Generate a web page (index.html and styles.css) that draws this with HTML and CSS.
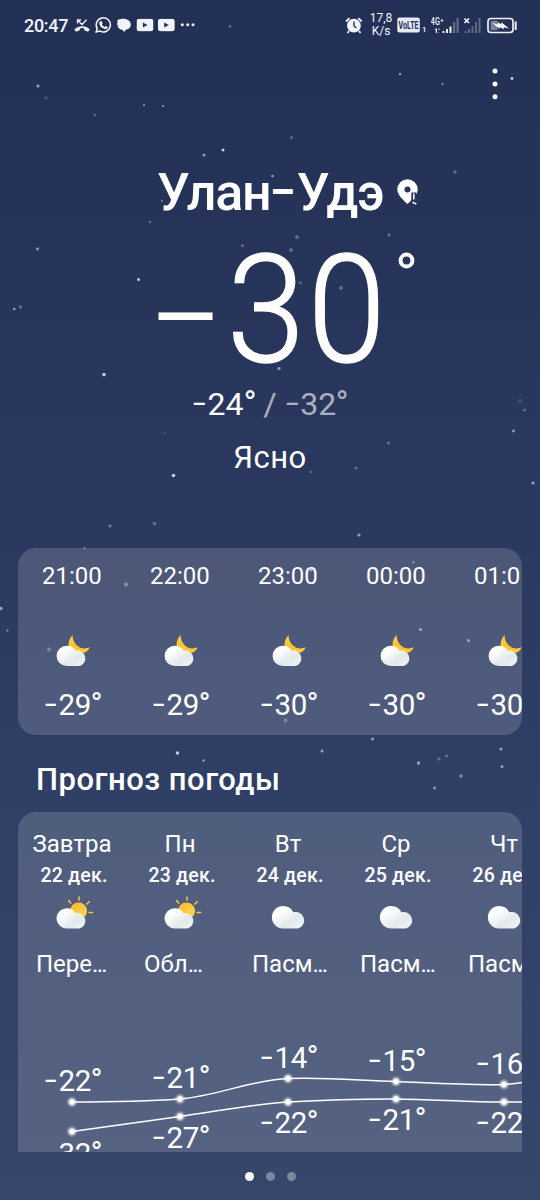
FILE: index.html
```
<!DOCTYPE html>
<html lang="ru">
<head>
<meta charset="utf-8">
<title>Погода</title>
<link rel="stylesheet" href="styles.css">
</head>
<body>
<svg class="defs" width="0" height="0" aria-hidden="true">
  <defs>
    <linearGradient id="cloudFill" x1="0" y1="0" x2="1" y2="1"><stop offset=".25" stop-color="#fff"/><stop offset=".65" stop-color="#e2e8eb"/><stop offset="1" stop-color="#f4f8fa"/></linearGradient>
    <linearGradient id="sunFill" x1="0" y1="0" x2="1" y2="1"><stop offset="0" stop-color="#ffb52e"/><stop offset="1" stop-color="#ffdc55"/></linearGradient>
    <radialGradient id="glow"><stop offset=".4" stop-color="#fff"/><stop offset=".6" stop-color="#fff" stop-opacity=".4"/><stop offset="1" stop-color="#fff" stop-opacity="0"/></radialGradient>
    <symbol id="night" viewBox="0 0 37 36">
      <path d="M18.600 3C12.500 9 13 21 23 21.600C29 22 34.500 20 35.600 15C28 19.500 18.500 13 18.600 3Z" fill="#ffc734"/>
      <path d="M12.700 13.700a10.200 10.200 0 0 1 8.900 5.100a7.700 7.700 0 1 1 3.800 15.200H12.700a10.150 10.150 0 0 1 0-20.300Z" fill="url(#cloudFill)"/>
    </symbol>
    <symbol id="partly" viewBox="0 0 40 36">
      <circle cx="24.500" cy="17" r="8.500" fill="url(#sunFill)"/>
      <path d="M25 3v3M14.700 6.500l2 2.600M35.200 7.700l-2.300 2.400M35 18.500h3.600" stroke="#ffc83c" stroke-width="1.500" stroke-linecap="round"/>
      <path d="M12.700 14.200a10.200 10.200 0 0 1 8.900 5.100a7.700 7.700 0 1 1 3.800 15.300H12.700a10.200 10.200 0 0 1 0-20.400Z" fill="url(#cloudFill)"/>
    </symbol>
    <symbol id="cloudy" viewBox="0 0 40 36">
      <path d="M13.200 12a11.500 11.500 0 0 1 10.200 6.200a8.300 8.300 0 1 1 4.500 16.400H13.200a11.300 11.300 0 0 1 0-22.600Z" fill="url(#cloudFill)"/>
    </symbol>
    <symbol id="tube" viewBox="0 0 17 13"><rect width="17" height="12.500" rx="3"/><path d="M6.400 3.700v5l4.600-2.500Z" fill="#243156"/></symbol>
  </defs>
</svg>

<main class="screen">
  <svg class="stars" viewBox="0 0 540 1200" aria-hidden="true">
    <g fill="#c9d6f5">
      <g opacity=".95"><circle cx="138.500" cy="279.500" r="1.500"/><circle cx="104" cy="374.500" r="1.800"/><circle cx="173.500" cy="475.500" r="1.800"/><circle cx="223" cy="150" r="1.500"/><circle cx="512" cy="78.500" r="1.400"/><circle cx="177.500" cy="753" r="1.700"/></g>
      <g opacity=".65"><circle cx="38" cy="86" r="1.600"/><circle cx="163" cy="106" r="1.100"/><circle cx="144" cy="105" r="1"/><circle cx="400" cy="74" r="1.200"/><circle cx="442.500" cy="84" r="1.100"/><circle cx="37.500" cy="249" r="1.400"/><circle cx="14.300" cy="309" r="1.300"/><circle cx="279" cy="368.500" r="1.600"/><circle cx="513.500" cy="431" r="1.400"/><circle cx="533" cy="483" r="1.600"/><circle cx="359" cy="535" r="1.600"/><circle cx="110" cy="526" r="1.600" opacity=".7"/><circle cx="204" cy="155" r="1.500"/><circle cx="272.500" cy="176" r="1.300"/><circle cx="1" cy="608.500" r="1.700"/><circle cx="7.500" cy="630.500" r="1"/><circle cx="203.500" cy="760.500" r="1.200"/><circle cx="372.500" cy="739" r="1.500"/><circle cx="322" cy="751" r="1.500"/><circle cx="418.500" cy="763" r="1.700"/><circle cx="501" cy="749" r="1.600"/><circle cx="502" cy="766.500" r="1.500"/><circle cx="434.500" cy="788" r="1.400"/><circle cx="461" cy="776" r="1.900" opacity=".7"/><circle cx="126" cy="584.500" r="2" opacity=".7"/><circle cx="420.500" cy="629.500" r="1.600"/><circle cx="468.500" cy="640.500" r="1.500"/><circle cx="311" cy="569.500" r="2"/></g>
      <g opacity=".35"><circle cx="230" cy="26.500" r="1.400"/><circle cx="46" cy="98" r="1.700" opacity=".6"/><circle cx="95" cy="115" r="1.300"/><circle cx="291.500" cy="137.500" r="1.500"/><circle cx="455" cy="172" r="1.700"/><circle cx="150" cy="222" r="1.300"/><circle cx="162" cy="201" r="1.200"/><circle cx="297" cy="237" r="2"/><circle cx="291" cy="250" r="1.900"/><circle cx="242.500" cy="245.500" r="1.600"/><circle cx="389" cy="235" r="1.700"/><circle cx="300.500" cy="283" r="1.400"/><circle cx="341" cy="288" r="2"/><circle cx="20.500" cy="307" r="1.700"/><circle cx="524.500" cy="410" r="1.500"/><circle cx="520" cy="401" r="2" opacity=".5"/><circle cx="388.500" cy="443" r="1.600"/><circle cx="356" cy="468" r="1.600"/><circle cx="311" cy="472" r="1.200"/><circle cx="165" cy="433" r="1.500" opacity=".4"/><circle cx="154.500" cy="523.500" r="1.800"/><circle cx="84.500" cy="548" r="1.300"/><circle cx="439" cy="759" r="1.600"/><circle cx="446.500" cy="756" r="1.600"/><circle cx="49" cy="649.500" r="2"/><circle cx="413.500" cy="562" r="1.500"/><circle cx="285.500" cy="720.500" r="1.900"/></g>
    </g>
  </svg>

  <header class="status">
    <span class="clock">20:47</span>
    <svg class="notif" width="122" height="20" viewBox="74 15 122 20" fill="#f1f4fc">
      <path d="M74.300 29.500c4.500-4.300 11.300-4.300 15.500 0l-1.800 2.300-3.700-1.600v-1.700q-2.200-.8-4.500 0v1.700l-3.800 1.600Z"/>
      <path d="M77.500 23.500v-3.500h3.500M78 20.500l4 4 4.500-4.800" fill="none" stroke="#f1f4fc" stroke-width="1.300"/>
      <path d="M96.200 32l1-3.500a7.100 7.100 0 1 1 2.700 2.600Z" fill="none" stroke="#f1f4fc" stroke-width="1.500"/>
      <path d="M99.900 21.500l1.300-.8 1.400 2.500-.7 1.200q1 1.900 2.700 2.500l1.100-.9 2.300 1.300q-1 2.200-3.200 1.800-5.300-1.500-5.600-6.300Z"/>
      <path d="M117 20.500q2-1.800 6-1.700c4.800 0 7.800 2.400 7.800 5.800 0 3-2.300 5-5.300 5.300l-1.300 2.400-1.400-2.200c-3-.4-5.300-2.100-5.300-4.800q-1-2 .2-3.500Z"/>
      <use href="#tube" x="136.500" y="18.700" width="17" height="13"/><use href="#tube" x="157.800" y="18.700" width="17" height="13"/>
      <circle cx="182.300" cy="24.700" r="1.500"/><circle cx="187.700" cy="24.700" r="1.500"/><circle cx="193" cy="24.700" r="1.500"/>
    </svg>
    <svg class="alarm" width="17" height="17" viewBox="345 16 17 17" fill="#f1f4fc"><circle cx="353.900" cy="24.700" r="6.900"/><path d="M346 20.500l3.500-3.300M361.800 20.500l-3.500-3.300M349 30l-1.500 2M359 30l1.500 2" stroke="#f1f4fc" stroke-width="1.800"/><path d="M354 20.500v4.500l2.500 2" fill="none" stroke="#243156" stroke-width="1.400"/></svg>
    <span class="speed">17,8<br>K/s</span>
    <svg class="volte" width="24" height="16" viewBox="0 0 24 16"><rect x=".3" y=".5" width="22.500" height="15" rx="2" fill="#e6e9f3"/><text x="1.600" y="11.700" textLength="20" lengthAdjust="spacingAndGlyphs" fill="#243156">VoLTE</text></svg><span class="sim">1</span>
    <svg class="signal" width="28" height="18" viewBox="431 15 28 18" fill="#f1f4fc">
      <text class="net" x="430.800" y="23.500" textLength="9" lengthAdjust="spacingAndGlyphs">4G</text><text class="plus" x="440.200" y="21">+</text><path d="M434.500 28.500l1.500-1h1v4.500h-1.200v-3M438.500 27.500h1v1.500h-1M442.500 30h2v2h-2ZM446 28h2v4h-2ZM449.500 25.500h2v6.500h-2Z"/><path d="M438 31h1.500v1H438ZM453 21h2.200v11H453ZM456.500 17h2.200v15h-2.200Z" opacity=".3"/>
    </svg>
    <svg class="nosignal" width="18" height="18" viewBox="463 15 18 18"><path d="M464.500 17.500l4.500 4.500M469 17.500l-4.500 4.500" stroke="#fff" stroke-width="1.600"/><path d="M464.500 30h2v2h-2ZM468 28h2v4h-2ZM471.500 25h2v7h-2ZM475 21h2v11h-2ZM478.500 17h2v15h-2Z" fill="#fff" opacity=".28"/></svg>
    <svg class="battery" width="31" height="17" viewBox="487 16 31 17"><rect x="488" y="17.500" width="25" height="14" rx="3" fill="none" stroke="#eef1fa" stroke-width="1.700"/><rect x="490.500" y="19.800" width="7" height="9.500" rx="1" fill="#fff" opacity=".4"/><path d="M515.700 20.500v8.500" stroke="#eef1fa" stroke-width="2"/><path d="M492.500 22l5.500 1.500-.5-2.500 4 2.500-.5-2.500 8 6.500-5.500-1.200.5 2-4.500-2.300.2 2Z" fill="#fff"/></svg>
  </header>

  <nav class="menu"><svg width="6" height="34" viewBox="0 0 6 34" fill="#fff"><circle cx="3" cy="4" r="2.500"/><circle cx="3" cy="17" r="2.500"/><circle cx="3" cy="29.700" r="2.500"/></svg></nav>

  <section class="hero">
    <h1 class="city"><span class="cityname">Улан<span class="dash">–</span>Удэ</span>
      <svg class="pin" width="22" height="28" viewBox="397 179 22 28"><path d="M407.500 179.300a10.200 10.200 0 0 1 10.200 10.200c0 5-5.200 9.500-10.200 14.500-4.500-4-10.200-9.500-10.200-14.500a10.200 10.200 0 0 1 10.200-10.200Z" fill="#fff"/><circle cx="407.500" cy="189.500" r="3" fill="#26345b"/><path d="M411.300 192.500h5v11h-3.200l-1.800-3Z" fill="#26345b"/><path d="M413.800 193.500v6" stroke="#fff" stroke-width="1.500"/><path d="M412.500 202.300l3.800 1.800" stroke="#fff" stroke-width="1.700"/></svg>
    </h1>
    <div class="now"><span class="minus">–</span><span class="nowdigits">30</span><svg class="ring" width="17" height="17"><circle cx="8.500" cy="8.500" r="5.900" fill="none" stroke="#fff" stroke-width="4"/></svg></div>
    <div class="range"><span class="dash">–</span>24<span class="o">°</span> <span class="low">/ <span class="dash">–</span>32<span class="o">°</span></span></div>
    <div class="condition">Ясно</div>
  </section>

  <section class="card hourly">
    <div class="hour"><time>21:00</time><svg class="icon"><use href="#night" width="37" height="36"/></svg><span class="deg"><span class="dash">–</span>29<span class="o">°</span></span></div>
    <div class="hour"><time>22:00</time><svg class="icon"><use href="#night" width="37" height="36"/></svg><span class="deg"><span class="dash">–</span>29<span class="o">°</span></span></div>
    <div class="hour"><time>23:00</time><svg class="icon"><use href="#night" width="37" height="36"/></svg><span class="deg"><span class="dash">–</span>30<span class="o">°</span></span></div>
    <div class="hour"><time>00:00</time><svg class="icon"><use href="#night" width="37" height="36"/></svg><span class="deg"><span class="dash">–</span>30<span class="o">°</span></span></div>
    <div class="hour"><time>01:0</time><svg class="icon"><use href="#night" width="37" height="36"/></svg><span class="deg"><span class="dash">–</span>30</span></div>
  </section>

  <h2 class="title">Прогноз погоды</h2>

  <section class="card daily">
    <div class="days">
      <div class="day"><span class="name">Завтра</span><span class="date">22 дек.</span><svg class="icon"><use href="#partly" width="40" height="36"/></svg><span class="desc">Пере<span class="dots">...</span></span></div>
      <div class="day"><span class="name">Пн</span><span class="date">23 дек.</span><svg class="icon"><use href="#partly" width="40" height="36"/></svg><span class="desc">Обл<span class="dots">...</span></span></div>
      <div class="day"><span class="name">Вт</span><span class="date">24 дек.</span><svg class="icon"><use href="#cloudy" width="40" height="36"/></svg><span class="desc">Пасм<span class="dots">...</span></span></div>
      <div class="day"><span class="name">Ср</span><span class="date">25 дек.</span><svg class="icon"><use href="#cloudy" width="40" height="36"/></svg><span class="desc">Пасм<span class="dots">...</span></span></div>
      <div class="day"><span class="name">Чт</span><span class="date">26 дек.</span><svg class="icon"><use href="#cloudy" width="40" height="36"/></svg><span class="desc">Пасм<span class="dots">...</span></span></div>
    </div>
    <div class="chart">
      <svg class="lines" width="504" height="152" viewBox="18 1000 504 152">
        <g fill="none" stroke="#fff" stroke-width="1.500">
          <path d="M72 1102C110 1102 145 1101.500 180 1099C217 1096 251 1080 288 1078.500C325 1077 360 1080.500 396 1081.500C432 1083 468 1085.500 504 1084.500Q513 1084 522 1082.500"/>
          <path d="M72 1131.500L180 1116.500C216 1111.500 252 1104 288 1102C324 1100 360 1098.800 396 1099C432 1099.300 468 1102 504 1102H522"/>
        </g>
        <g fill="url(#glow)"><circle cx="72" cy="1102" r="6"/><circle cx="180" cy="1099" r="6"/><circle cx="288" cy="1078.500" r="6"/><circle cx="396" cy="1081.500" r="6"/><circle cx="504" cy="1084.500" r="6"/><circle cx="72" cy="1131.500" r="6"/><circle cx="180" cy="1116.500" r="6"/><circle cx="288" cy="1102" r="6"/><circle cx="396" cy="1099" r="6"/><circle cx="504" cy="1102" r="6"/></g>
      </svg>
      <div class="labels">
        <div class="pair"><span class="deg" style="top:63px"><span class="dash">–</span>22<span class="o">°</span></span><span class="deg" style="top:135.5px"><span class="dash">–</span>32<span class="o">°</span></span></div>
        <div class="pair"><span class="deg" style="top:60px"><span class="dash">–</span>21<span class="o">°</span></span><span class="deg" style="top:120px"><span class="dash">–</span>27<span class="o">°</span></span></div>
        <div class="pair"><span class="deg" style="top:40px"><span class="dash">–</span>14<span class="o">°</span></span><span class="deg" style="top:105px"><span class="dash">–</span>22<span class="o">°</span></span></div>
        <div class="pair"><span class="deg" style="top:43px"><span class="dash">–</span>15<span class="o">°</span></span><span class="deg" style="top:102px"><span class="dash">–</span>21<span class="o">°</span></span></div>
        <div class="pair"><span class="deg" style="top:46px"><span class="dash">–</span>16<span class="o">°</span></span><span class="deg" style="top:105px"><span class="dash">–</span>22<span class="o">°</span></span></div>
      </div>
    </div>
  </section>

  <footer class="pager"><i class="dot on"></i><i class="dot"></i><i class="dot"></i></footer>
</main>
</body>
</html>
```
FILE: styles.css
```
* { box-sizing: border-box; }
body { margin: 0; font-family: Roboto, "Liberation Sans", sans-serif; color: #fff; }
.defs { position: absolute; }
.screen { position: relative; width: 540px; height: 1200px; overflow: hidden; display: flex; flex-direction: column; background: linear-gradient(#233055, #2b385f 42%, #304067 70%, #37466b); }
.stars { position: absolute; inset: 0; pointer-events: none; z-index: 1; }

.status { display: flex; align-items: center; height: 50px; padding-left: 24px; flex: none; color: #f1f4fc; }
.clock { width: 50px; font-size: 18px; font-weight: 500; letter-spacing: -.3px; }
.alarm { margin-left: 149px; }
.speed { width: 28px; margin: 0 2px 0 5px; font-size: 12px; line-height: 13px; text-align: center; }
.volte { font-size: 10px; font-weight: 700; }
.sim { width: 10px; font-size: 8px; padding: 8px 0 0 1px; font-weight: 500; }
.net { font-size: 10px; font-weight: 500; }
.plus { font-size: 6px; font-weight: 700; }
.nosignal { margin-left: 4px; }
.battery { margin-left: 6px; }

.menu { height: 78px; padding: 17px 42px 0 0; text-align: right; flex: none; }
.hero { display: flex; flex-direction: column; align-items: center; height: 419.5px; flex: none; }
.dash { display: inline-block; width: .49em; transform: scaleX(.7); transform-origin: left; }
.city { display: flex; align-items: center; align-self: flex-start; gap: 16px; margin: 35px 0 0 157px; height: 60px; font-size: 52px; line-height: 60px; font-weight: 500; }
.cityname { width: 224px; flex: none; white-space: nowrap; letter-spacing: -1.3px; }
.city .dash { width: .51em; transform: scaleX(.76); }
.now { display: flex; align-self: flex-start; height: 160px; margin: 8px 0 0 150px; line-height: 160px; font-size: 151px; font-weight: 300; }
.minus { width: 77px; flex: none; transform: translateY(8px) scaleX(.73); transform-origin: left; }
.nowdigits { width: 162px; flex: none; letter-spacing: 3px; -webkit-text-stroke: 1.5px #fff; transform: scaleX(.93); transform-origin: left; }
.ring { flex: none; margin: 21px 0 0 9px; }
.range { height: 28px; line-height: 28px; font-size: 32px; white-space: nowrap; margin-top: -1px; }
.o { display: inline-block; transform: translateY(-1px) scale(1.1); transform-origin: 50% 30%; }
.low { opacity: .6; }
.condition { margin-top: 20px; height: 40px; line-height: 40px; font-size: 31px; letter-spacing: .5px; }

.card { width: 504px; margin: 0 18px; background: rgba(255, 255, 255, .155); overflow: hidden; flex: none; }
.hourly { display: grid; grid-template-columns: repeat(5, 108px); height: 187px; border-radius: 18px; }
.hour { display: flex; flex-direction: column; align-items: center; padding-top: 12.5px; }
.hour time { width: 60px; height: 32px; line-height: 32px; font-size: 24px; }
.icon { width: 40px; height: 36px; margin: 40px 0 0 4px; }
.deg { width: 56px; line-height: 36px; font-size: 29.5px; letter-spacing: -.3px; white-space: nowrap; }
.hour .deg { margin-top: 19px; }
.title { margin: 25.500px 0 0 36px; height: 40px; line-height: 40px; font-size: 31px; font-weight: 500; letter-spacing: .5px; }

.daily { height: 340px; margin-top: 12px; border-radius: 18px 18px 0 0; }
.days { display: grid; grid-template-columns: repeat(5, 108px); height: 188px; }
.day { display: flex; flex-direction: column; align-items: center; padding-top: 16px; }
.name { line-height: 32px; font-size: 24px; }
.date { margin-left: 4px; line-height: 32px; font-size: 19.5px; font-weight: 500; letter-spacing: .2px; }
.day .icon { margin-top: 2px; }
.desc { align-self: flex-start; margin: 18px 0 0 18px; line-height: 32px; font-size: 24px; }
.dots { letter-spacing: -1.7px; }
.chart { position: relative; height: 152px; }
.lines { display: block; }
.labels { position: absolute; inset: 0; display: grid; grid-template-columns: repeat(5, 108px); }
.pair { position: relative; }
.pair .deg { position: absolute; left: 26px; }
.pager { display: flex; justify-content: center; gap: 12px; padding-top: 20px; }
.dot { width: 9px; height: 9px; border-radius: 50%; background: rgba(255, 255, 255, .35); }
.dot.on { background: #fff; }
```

____

## Direction
Pick each line holding the word "styles" out of the data and copy it.

## Result below
Generate a web page (index.html and styles.css) that draws this with HTML and CSS.
<link rel="stylesheet" href="styles.css">
FILE: styles.css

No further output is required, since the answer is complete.